ミュージカル『李香蘭』を一緒に見た友達
劇団四季の『李香蘭』をご存じだろうか?
私は大学に入学してすぐ、同じ学科の友達に誘われて、一緒に観に行ったことがある。
私は李香蘭という人をその時初めて知った。簡単に説明すると、第二次世界大戦前後で歌手、女優として活躍し、後に政治家になった人である。歌が上手くて見た目もとても綺麗、才媛とはこういう人のことを言うのだろうと思った。
私は十代のころは少年漫画ばかり読んでいたので、いわゆるこういった、大人の女性には興味がなかった。芸能人でも好きな女優やタレントに全く興味がなかった。だから、李香蘭なんて知るはずもなかった。
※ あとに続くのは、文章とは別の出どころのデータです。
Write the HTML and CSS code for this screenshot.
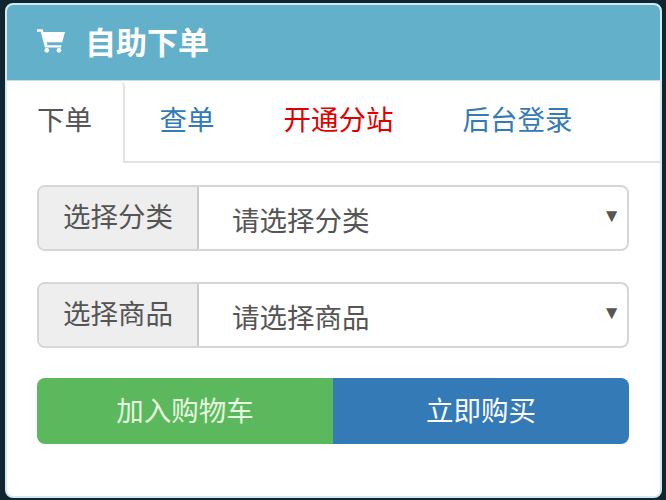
FILE: index.html
```html
<!DOCTYPE html>
<html lang="zh-CN">
  <head>
    <meta charset="UTF-8" />
    <title>自助下单</title>
    <link rel="stylesheet" href="styles.css">
  </head>
  <body>
    <div class="panel">
      <div class="panel-heading">
        <svg class="cart" viewBox="0 0 30 26">
          <path d="M0 1h6l1 3h23l-3 11H10.500l.5 3h15v2.500H8.500L4 3.500H0z" fill="#fff" />
          <circle cx="10.500" cy="23.500" r="2.500" fill="#fff" />
          <circle cx="23.500" cy="23.500" r="2.500" fill="#fff" />
        </svg>
        <h3>自助下单</h3>
      </div>
      <ul class="tabs">
        <li class="tab active">下单</li>
        <li class="tab">查单</li>
        <li class="tab red">开通分站</li>
        <li class="tab">后台登录</li>
      </ul>
      <div class="panel-body">
        <div class="input-group">
          <span class="addon">选择分类</span>
          <div class="select">请选择分类<span class="arrow">▼</span></div>
        </div>
        <div class="input-group">
          <span class="addon">选择商品</span>
          <div class="select">请选择商品<span class="arrow">▼</span></div>
        </div>
        <div class="btn-group">
          <div class="btn green">加入购物车</div>
          <div class="btn blue">立即购买</div>
        </div>
      </div>
    </div>
  </body>
</html>
```

FILE: styles.css
```css
html,
body {
  height: 100%;
}
body {
  margin: 0;
  padding: 3px 4px 2px 5px;
  box-sizing: border-box;
  background-color: #0f2630;
  font-family: "Liberation Sans", "Noto Sans CJK SC", sans-serif;
  overflow: hidden;
}
.panel {
  height: 100%;
  background-color: #fff;
  border: 2px solid #d3e9f1;
  border-radius: 8px;
  box-sizing: border-box;
  overflow: hidden;
}
.panel-heading {
  height: 76px;
  display: flex;
  align-items: center;
  padding: 0 0 5px 30px;
  box-sizing: border-box;
  background-color: #63b0cb;
  border-bottom: 1px solid #c5dfe8;
}
.cart {
  width: 28px;
  height: 25px;
}
h3 {
  margin: 0 0 0 20px;
  font-size: 31px;
  font-weight: 700;
  color: #fff;
}
.tabs {
  display: flex;
  height: 82px;
  margin: 0;
  padding: 0;
  list-style: none;
  border-bottom: 2px solid #e2e2e2;
  box-sizing: border-box;
}
.tab {
  padding: 0 34.500px;
  font-size: 27.500px;
  line-height: 79px;
  color: #337ab7;
}
.active {
  height: 82px;
  padding: 0 31px 0 30px;
  color: #555;
  background-color: #fff;
  border-right: 2px solid #e2e2e2;
  border-radius: 0 6px 0 0;
}
.red {
  color: #e00000;
}
.panel-body {
  padding: 22px 31px 0 30px;
}
.input-group {
  display: flex;
  height: 66px;
  margin-bottom: 31px;
  border: 2px solid #d6d6d6;
  border-radius: 8px;
  box-sizing: border-box;
  overflow: hidden;
}
.addon {
  width: 160px;
  padding-bottom: 6px;
  box-sizing: border-box;
  display: flex;
  align-items: center;
  justify-content: center;
  font-size: 27.500px;
  color: #555;
  background-color: #eee;
  border-right: 2px solid #ccc;
}
.select {
  flex: 1;
  display: flex;
  align-items: center;
  justify-content: space-between;
  padding: 1px 6px 0 33px;
  font-size: 27.500px;
  color: #555;
}
.arrow {
  font-size: 19px;
  padding-bottom: 6px;
}
.btn-group {
  display: flex;
  height: 66px;
  margin-top: -1px;
  border-radius: 8px;
  overflow: hidden;
}
.btn {
  flex: 1;
  display: flex;
  align-items: center;
  justify-content: center;
  padding-bottom: 4px;
  font-size: 27.500px;
}
.green {
  color: #e6f7e0;
  background-color: #5cb85c;
}
.blue {
  color: #fff;
  background-color: #337ab7;
}
```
ミュージカルの内容も、あまり興味がもてなかった。才能ある美女の波瀾万丈な一生を描いた物語だったが、まあ自分とは違う世界の人の話だなとしか思えなかった。
私を誘ってくれた友人は、見た目も綺麗で頭も良かった。大学が同じだったけれど、本当はもっと上のレベルのところに行けたのでは?と思うくらい才能がある人だったと思う。
彼女は卒業して、社会的にかなり活躍して海外にまで飛び立った。自分は今までそんなタイプの人と付き合いがなかったので、なぜ学生時代にあんなにも意気投合したのか不思議で仕方がない。いや、本当に意気投合していたのかも怪しい。あることをきっかけに大喧嘩になり、学生時代の大半は仲良く過ごすことはできなかった。単に都合のいい存在なだけだったのかもしれない、と思うこともある。
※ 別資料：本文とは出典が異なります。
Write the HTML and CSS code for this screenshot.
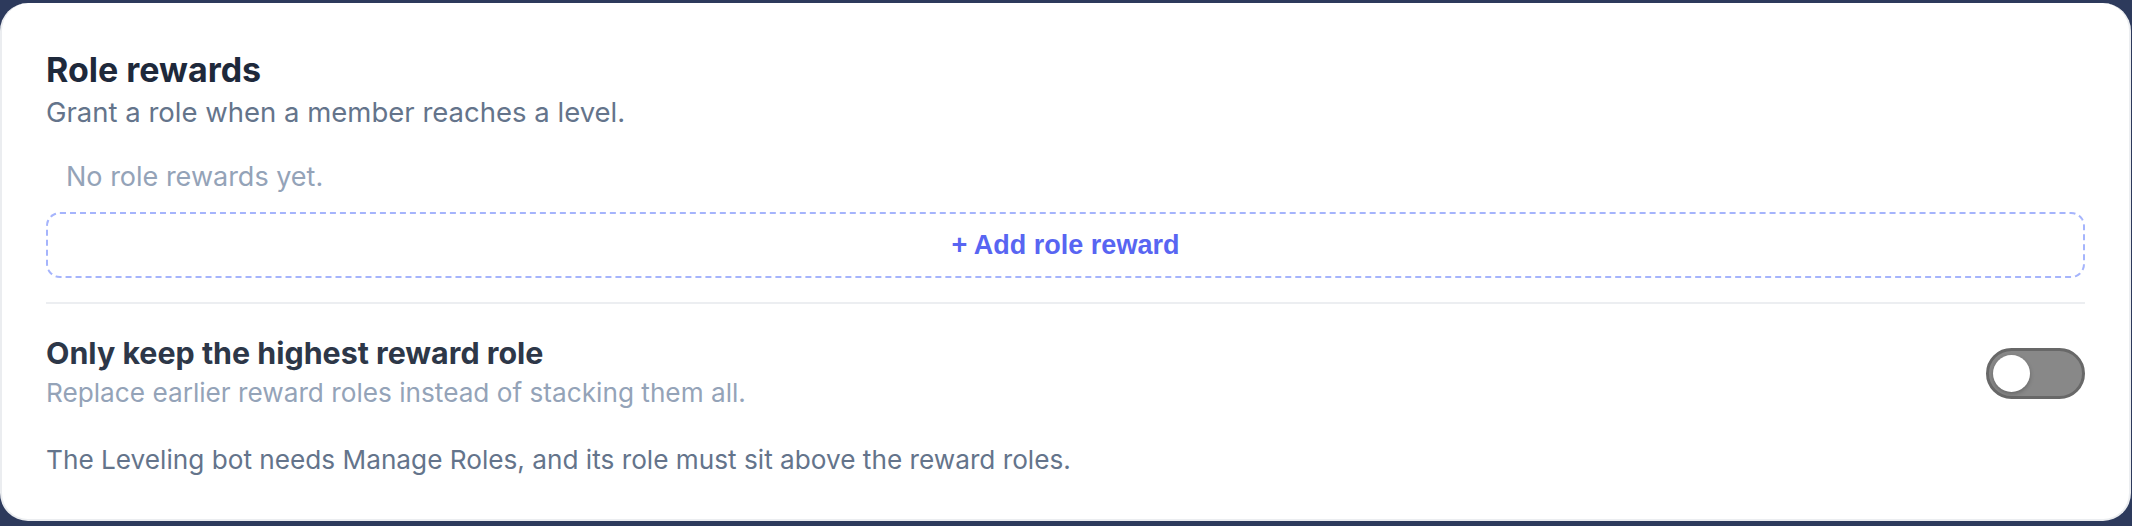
FILE: index.html
```html
<!DOCTYPE html>
<html lang="en">
<head>
    <meta charset="UTF-8">
    <meta name="viewport" content="width=device-width, initial-scale=1.0">
    <title>Role rewards</title>
    <link rel="stylesheet" href="styles.css">
</head>
<body>
    <div class="card">
        <h2 class="card-title">Role rewards</h2>
        <p class="card-sub">Grant a role when a member reaches a level.</p>

        <!-- Reward list -->
        <p class="empty-note">No role rewards yet.</p>
        <button class="add-btn">+ Add role reward</button>

        <hr class="divider">

        <!-- Option -->
        <div class="option-row">
            <div class="option-text">
                <div class="option-title">Only keep the highest reward role</div>
                <div class="option-desc">Replace earlier reward roles instead of stacking them all.</div>
            </div>
            <div class="toggle"><span class="knob"></span></div>
        </div>

        <p class="hint">The Leveling bot needs Manage Roles, and its role must sit above the reward roles.</p>
    </div>
</body>
</html>
```

FILE: styles.css
```css
body {
    margin: 0;
    padding: 3px 1px 4px 0;
    background-color: #2d3a5c;
    font-family: Inter, "Noto Sans", sans-serif;
}

.card {
    background: #ffffff;
    border: 2px solid #ebedf0;
    border-top-width: 0;
    border-radius: 28px;
    padding: 47px 44px 41px 44px;
}

.card-title {
    margin: 0;
    font-size: 34px;
    line-height: 40px;
    font-weight: 700;
    color: #1e293b;
}

.card-sub {
    margin: 4px 0 0 0;
    font-size: 27.5px;
    line-height: 36px;
    color: #64748b;
}

.empty-note {
    margin: 29px 0 0 0;
    padding-left: 20px;
    font-size: 27px;
    line-height: 36px;
    color: #94a3b8;
}

.add-btn {
    display: block;
    width: 100%;
    height: 66px;
    margin-top: 17px;
    padding-top: 2px;
    background: transparent;
    border: 2px dashed #a5b4fc;
    border-radius: 14px;
    font-family: "Liberation Sans", Arial, sans-serif;
    font-size: 27px;
    font-weight: bold;
    color: #5865f2;
    cursor: pointer;
}

.divider {
    margin: 24px 0 0 0;
    border: none;
    border-top: 2px solid #eceef1;
}

.option-row {
    display: flex;
    align-items: center;
    justify-content: space-between;
    margin-top: 31px;
}

.option-title {
    font-size: 30.4px;
    line-height: 36px;
    font-weight: 700;
    color: #2d3748;
}

.option-desc {
    margin-top: 4px;
    font-size: 26.2px;
    line-height: 36px;
    color: #94a3b8;
}

.toggle {
    display: flex;
    align-items: center;
    box-sizing: border-box;
    width: 99px;
    height: 51px;
    padding: 0 4px;
    background: #888888;
    border: 3px solid #686868;
    border-radius: 26px;
    cursor: pointer;
}

.knob {
    width: 37px;
    height: 37px;
    border-radius: 50%;
    background: #ffffff;
    box-shadow: 0 2px 4px rgba(0, 0, 0, 0.25);
}

.hint {
    margin: 31px 0 0 0;
    font-size: 26.2px;
    line-height: 36px;
    color: #64748b;
}
```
そんな彼女から、李香蘭の存在を知ったのだが、思うに、彼女は学生時代から李香蘭やそれに近い女性たちを目標にして、自分を近づけようとしていたように思う。
一方、私は何も目標がなく、目標にしている人もいなかった。すると、彼女からあきれたように
「目標にするべき人を見つけた方がいいよ」
と言われた。
そうはいっても、当時は見つけられなかった。
当時はぼんやりした学生だった。
将来の夢は決まっていなくてもいい。けれど、どんな人になりたいか、どんな人を目標にするか、これは学生時代に考えておいても良いのではないかと思う。そうすると、憧れの人のようになるために、自分は今何をすべきかが明確になるのだから。そうして、努力を重ねれば、恐らく自分が憧れていたような人に近づけるのかもしれない。